▸ Aim
All lines in which the word "this" occurs are to be extracted.

(Extracted data entries)
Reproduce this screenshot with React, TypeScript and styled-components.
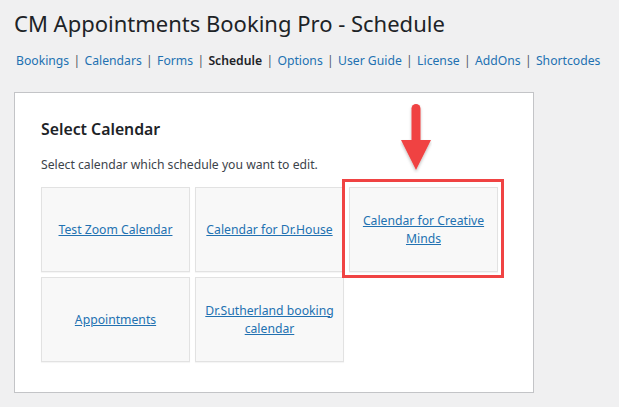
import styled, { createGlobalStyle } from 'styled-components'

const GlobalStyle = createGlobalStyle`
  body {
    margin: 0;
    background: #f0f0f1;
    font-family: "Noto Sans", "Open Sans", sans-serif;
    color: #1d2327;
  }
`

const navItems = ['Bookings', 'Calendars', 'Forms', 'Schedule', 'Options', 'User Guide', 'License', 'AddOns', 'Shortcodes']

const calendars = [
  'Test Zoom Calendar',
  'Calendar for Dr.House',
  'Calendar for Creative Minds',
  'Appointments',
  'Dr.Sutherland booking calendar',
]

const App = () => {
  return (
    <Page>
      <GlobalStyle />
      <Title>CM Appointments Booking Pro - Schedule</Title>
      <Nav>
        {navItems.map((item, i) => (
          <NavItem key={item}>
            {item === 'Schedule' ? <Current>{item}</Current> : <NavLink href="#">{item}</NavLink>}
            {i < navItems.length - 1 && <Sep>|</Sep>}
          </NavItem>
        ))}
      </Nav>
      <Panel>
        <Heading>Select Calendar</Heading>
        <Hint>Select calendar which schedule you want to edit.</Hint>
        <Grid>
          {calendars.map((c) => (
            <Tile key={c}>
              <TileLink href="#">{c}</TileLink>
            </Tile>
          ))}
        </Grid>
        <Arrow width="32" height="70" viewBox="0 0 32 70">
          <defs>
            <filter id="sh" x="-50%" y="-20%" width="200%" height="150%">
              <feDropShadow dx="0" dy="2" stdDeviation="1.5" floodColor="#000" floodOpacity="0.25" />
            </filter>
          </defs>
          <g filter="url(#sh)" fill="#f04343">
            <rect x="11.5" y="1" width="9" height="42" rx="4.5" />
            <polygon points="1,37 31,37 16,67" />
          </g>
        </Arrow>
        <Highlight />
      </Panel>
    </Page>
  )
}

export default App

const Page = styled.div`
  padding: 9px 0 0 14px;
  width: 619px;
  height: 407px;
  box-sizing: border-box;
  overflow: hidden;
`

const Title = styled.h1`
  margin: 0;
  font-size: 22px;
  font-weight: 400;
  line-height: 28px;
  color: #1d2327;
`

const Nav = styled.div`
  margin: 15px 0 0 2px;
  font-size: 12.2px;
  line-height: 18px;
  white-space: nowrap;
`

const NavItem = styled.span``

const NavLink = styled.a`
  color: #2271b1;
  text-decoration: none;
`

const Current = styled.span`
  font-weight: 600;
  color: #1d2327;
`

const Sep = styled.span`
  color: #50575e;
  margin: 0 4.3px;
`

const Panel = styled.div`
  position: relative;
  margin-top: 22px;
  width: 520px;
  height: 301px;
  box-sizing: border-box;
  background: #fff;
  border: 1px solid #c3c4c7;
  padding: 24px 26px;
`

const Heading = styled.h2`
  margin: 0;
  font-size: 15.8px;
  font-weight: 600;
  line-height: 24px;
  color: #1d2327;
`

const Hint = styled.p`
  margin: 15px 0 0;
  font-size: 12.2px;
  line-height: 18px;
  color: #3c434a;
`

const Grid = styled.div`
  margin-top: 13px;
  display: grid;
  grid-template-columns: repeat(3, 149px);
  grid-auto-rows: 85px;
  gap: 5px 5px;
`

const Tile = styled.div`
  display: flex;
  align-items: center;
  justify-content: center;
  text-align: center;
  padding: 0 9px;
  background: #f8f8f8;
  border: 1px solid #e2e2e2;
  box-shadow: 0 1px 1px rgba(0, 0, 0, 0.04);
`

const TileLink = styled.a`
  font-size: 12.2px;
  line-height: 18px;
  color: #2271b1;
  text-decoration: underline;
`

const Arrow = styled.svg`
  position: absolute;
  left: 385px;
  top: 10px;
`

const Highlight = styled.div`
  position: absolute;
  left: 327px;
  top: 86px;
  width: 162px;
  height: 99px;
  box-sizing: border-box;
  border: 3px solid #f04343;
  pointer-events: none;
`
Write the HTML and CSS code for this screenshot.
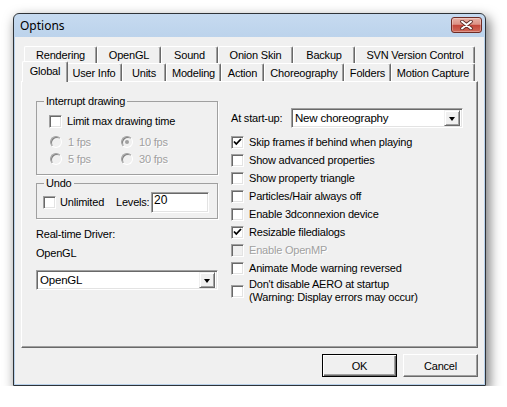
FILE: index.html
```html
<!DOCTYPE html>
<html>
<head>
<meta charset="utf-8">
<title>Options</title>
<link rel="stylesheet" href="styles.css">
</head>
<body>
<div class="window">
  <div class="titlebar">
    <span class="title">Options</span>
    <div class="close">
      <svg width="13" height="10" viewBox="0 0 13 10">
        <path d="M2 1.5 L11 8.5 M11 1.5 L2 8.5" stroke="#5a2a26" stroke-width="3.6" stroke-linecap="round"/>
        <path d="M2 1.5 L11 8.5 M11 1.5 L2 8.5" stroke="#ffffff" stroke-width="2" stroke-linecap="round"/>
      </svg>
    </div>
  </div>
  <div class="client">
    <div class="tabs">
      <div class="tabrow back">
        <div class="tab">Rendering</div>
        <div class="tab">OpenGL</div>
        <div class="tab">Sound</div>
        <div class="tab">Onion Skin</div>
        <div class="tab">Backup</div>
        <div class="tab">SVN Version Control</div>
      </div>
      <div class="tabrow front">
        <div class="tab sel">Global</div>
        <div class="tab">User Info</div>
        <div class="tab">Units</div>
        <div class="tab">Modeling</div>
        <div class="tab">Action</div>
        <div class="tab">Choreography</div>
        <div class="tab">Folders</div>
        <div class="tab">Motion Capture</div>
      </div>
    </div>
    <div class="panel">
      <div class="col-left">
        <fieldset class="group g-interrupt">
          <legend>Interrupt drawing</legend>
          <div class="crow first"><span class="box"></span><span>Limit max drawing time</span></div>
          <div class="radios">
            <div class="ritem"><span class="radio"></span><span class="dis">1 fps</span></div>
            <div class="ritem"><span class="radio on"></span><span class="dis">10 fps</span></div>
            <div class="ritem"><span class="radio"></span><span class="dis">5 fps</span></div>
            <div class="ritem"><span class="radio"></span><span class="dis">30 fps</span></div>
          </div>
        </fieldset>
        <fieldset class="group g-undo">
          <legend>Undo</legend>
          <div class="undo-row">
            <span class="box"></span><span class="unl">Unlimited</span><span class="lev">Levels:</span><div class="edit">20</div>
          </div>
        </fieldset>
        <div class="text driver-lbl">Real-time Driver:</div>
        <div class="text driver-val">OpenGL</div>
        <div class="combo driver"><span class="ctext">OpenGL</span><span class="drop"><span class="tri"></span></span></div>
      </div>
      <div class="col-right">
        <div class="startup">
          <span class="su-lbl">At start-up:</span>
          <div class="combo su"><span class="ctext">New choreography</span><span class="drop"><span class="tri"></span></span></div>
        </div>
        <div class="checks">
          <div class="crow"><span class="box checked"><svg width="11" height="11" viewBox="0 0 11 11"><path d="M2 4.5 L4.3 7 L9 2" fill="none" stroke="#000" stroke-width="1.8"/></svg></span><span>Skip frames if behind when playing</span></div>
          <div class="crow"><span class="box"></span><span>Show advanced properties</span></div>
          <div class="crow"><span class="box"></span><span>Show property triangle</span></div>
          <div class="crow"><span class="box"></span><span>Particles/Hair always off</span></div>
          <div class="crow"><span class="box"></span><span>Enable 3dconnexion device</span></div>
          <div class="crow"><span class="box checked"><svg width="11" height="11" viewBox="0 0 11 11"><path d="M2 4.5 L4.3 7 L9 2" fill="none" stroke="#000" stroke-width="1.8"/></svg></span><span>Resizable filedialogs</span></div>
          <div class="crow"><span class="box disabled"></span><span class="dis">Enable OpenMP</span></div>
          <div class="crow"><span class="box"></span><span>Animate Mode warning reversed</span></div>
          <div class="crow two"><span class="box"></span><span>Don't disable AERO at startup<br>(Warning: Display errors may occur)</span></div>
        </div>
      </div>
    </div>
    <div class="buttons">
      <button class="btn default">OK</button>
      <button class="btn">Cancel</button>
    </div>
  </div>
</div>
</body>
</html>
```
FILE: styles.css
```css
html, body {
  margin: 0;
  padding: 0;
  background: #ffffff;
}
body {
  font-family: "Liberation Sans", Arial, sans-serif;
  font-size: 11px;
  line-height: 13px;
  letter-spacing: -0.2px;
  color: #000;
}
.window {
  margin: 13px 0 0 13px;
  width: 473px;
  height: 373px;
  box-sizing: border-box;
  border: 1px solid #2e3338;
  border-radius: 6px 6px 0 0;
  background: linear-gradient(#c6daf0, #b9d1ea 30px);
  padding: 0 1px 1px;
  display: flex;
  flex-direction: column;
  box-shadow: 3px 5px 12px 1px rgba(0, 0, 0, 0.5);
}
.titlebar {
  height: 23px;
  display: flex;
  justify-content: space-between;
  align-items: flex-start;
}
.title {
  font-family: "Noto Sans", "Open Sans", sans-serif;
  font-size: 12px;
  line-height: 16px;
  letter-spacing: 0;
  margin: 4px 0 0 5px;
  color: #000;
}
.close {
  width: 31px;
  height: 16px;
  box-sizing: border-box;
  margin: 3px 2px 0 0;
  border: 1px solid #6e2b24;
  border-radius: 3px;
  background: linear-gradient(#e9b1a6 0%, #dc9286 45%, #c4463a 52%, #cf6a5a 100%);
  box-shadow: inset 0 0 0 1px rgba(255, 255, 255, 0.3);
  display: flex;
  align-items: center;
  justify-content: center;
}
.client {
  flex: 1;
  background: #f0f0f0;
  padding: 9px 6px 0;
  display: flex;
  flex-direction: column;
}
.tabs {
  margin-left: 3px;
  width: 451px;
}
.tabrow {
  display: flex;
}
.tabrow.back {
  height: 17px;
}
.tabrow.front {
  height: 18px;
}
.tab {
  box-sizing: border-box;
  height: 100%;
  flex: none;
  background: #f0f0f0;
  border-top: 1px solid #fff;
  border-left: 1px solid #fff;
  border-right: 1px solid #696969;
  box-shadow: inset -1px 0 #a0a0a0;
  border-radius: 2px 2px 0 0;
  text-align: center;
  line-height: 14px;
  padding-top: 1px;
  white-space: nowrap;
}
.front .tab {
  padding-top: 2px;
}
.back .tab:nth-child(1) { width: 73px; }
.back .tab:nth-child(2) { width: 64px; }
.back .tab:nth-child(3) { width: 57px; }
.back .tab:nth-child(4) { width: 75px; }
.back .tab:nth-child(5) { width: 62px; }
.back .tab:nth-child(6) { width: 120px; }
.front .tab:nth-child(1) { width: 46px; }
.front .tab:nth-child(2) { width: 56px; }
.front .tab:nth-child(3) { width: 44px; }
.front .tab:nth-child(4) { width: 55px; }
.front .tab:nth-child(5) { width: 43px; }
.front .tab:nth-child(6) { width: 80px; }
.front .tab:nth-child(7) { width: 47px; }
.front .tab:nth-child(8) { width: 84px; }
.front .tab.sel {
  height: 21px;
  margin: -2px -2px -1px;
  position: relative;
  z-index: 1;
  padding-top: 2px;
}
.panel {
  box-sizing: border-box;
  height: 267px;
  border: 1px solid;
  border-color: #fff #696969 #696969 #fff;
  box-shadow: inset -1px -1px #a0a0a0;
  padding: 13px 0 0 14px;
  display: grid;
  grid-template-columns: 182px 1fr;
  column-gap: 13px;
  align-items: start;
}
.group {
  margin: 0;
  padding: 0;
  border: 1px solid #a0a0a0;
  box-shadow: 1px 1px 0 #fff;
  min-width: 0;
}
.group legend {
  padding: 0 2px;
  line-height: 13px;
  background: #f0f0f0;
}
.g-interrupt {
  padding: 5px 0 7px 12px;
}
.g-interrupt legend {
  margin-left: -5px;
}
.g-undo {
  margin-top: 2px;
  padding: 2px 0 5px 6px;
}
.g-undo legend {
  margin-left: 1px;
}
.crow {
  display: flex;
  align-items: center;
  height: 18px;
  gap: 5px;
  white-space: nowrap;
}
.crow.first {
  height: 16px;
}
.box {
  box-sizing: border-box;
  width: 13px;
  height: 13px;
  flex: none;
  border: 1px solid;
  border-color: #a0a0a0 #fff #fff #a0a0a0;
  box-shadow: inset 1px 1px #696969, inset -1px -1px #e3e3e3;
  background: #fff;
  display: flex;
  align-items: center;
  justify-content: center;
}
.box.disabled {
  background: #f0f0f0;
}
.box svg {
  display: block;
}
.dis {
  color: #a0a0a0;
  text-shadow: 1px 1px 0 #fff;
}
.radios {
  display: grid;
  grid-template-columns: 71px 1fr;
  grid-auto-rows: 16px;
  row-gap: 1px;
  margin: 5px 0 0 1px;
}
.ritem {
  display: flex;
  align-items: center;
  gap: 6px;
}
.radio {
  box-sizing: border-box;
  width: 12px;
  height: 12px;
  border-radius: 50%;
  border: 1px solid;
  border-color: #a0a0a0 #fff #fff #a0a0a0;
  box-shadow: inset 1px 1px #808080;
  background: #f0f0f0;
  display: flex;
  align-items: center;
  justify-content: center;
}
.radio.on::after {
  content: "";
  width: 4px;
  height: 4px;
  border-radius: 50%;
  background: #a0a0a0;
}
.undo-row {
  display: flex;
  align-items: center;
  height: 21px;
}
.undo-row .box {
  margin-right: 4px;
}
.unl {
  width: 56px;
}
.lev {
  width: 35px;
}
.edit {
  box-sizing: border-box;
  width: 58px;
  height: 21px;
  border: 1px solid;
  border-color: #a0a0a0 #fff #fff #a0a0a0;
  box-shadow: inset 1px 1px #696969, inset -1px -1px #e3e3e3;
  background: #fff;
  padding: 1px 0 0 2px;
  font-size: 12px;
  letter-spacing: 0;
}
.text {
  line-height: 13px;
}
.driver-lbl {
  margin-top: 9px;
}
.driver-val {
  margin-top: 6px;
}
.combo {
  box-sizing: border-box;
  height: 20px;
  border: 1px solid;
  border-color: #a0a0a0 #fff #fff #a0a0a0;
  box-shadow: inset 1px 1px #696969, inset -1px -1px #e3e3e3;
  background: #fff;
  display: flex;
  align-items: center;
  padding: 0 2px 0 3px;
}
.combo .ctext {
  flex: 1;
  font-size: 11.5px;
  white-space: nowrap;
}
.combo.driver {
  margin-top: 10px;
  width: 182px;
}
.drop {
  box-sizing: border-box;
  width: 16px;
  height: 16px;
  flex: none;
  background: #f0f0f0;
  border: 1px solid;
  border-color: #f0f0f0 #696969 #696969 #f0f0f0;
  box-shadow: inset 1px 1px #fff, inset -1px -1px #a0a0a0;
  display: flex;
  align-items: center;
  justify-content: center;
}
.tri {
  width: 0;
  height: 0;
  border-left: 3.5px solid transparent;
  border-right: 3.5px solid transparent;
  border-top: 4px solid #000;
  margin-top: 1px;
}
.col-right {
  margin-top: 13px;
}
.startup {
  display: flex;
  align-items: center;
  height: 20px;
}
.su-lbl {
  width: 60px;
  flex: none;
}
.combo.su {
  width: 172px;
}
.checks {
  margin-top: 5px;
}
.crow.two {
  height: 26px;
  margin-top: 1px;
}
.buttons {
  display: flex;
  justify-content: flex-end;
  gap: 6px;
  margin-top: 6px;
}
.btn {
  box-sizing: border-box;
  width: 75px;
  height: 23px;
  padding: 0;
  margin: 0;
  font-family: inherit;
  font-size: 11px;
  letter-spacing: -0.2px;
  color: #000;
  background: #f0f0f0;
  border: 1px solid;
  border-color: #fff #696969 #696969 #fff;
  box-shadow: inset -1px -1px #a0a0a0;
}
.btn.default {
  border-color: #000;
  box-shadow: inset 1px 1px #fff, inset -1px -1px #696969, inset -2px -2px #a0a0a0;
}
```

▸ Expected answer
Reproduce this screenshot with React, TypeScript and styled-components.
Write the HTML and CSS code for this screenshot.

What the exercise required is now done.